Two of my favourite sketches are "the Australian mosquito hunters" and "Bycicle Repair Man".

Cool was how they deconstructed the rules of comedy in general, for example by omitting the punchline or stretching the length of a sketch far beyond of what's regarded as being funny and therefore deliberatly ruining the timing.
Or the rules of televisual presentation for example by bringing the opening theme tune far into the show or even five minutes before the end.
These things were cutting edege when it was originally transmitted and many comedians benefitted from these 'experiments' in the years after. But these things are also a bit bit dated nowadays and aren't that funny anymore. but the older ones among us appreaciate what the Pythons have achieved with their stuff (comedy revolution?) but many of the younger people don't have the chance to understand what's all the fuss about because they were raised way after the comedy revolution and take what they have for granted and don't realize that comedy before the 60s or 70s was more limited.
It's like with the Beatles who introduced sampling (take "Tomorrow Never Knows") to the mainstream, a technique that's pretty normal these days but was unthinkable before the Beatles did it. For yonger ears the Beatles must sound dated and boring. But they were avantgarde to a certain extent. like MP.

If you want to trace modern comedy back to its roots you tend to end up with Spike Milligan. He in turn was influenced by J B Morton and many American cartoon films, The Marx Brothers, Laurel and Hardy etc. But Milligan made the surreal mainstream with the Goons, although shows like It's That Man Again had elements of this already. Milligan's Q series, which pre-dated Python, was incredibly hit and miss but had many of the elements of Python in it. Terry Jones said than when he first saw Q7 he thought "shit, Spike has beaten us to it". But it was Python that broke America, became this huge success. In much the same way that the Beatles eclipsed the earlier pioneers of pop.

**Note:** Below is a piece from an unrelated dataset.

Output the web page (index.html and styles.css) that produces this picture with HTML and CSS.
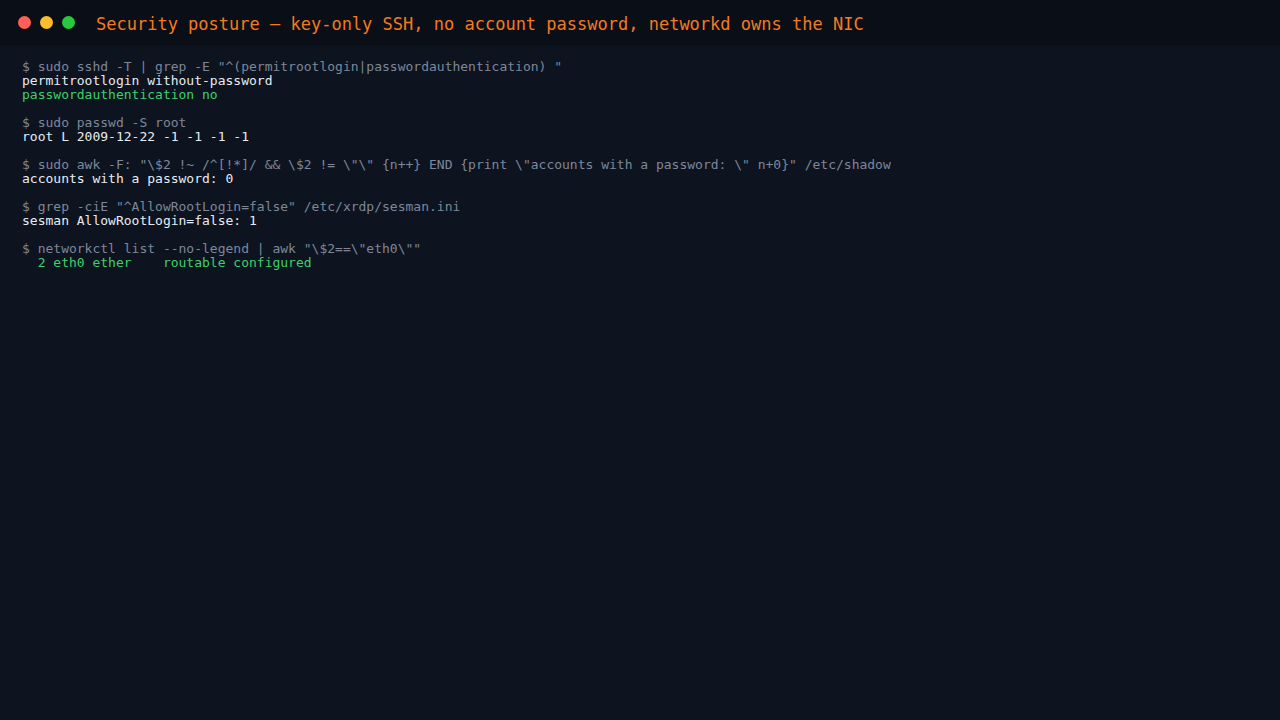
FILE: index.html
```html
<!DOCTYPE html>
<html>
<head>
<meta charset="utf-8">
<link rel="stylesheet" href="styles.css">
</head>
<body>
<div class="window">
  <header class="titlebar">
    <div class="dots">
      <span class="dot red"></span>
      <span class="dot yellow"></span>
      <span class="dot green"></span>
    </div>
    <h1 class="title">Security posture — key-only SSH, no account password, networkd owns the NIC</h1>
  </header>
  <main class="term">
    <div class="block">
      <div class="cmd">$ sudo sshd -T | grep -E "^(permitrootlogin|passwordauthentication) "</div>
      <div class="out">permitrootlogin without-password</div>
      <div class="ok">passwordauthentication no</div>
    </div>
    <div class="block">
      <div class="cmd">$ sudo passwd -S root</div>
      <div class="out">root L 2009-12-22 -1 -1 -1 -1</div>
    </div>
    <div class="block">
      <div class="cmd">$ sudo awk -F: "\$2 !~ /^[!*]/ &amp;&amp; \$2 != \"\" {n++} END {print \"accounts with a password: \" n+0}" /etc/shadow</div>
      <div class="out">accounts with a password: 0</div>
    </div>
    <div class="block">
      <div class="cmd">$ grep -ciE "^AllowRootLogin=false" /etc/xrdp/sesman.ini</div>
      <div class="out">sesman AllowRootLogin=false: 1</div>
    </div>
    <div class="block">
      <div class="cmd">$ networkctl list --no-legend | awk "\$2==\"eth0\""</div>
      <div class="ok">  2 eth0 ether    routable configured</div>
    </div>
  </main>
</div>
</body>
</html>
```
FILE: styles.css
```css
* { box-sizing: border-box; }
html, body {
  margin: 0;
  padding: 0;
  background: #0d1420;
  width: 1280px;
  height: 720px;
  overflow: hidden;
  font-family: "DejaVu Sans Mono", "Liberation Mono", monospace;
}
.window {
  display: flex;
  flex-direction: column;
  height: 720px;
}
.titlebar {
  display: flex;
  align-items: center;
  height: 45px;
  padding: 0 0 0 18px;
  background: #0a0e17;
}
.dots {
  display: flex;
  gap: 9px;
}
.dot {
  width: 13px;
  height: 13px;
  border-radius: 50%;
  display: block;
}
.red { background: #ff5f57; }
.yellow { background: #febc2e; }
.green { background: #28c840; }
.title {
  margin: 2px 0 0 21px;
  font-size: 17px;
  font-weight: normal;
  color: #f47a1f;
  white-space: pre;
}
.term {
  padding: 15px 22px;
  font-size: 13px;
  line-height: 14px;
  display: flex;
  flex-direction: column;
  gap: 14px;
}
.block div { white-space: pre; }
.cmd { color: #7d8799; }
.out { color: #e8ecf2; }
.ok { color: #3fcf6a; }
```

That's right. The Beatles (maybe the Pythons too) weren't even the first to do that thing they did. But they succesfully introduced it to the mainstream. Maybe a show like Spaced wouldn't be possible without Python. Even if Spaced appears to be sexier, faster whatever...better edited.

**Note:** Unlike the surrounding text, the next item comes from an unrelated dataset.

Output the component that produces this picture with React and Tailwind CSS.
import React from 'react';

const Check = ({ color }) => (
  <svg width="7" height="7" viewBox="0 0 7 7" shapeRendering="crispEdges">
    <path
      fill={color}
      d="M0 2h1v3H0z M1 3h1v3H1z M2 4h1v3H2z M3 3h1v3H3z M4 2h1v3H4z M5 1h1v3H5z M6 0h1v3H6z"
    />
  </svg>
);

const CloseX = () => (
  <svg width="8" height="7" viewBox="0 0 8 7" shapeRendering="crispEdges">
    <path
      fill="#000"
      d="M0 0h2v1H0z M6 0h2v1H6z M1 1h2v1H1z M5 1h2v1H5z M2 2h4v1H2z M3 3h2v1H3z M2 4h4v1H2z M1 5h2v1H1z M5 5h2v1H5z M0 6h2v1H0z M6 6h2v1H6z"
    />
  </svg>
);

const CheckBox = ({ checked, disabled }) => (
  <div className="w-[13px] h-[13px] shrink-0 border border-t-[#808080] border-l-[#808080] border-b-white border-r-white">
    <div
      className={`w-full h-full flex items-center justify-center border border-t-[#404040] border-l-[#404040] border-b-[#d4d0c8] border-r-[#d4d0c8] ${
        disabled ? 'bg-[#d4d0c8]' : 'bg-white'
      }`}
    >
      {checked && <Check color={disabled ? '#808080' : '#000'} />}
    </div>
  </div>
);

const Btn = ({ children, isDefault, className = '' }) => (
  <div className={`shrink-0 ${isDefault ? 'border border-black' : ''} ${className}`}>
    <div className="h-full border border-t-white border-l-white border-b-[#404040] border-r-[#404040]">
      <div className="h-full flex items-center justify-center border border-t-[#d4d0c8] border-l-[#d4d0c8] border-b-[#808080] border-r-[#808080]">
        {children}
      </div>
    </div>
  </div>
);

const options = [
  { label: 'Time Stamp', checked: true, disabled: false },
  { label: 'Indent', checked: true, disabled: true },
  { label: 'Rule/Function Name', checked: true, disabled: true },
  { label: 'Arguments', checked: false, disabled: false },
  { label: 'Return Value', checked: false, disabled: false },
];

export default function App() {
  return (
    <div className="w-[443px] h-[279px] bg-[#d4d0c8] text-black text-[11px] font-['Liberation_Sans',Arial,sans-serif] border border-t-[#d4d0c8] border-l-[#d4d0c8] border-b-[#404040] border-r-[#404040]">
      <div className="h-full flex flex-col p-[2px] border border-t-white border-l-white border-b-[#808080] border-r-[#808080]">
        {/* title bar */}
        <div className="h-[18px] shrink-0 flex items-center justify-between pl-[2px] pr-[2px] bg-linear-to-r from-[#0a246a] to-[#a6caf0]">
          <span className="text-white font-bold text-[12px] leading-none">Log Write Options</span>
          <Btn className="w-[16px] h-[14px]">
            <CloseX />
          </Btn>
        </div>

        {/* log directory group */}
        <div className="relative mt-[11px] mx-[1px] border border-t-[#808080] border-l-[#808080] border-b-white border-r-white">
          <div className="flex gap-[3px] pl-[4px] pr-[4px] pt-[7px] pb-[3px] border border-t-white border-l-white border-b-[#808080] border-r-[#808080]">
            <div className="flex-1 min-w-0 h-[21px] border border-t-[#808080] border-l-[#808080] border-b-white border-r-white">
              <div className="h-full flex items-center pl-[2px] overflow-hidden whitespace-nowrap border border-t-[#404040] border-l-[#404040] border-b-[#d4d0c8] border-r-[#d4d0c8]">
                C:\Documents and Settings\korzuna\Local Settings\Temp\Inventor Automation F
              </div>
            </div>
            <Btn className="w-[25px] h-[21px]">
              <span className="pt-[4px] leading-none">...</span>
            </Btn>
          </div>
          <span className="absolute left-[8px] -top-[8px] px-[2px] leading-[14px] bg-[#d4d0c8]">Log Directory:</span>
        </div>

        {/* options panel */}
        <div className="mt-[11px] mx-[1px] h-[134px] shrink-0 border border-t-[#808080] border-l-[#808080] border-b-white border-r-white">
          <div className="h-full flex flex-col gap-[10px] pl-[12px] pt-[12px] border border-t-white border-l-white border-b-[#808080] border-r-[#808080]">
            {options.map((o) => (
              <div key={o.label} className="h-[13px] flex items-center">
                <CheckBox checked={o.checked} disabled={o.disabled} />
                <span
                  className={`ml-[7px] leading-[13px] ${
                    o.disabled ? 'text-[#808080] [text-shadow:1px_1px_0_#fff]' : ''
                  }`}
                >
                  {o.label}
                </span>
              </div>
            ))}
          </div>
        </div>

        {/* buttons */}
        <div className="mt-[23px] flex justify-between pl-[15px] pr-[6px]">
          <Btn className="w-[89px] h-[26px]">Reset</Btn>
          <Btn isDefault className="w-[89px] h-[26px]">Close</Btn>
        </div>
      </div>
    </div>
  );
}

Quote: Gordon Bennett @ October 14 2012, 6:24 PM BST

That's right. The Beatles (maybe the Pythons too) weren't even the first to do that thing they did. But they succesfully introduced it to the mainstream. Maybe a show like Spaced wouldn't be possible without Python. Even if Spaced appears to be sexier, faster whatever...better edited.

They are all stepping stones, there was a book called 'From Fringe to Flying Circus' that studied the lineage and results of that type of humour from Beyond the Fringe to Python, I can't remember who wrote it now but it's well worth a read.

It's by Roger Wilmut and is available from Amazon.

See Amazon product listing

Quote: Pingl @ October 14 2012, 6:33 PM BST

They are all stepping stones, there was a book called 'From Fringe to Flying Circus' that studied the lineage and results of that type of humour from Beyond the Fringe to Python, I can't remember who wrote it now but its well worth a read.

It's by Roger Wilmut and is available from Amazon

I'm studying media sciences so this book could be interesting.

Quote: Gordon Bennett @ October 14 2012, 6:54 PM BST

I'm studying media sciences so this book could be interesting.

It's been a few years since I read it, but I remember it being very interesting.

It just looks so dated now

Quote: Pasher @ November 6 2012, 8:43 AM GMT

It just looks so dated now

Nothing dates faster than the avant-garde.

Quote: Pingl @ October 14 2012, 6:33 PM BST

It's by Roger Wilmut and is available from Amazon.

A decent read, though I recall even then being bemused by the repeated insistence that Terry Jones future lay in the field of mime.

Quote: Tursiops @ November 6 2012, 10:43 AM GMT

Nothing dates faster than the avant-garde.

A decent read, though I recall even then being bemused by the repeated insistence that Terry Jones future lay in the field of mime.

It was definitely dated, well before alternative comedy, I think he tried to update it to include The Comic Strip stuff etc, except there was no real connection apart from the fact they watched it on TV, so it didn't really work. I suppose the next genuine line would be Fry and Laurie, then Mitchell and Webb, but it's not such an important movement after the seventies.

Quote: Pasher @ November 6 2012, 8:43 AM GMT

It just looks so dated now

You're telling me, it's as though it was made in the seventies or something!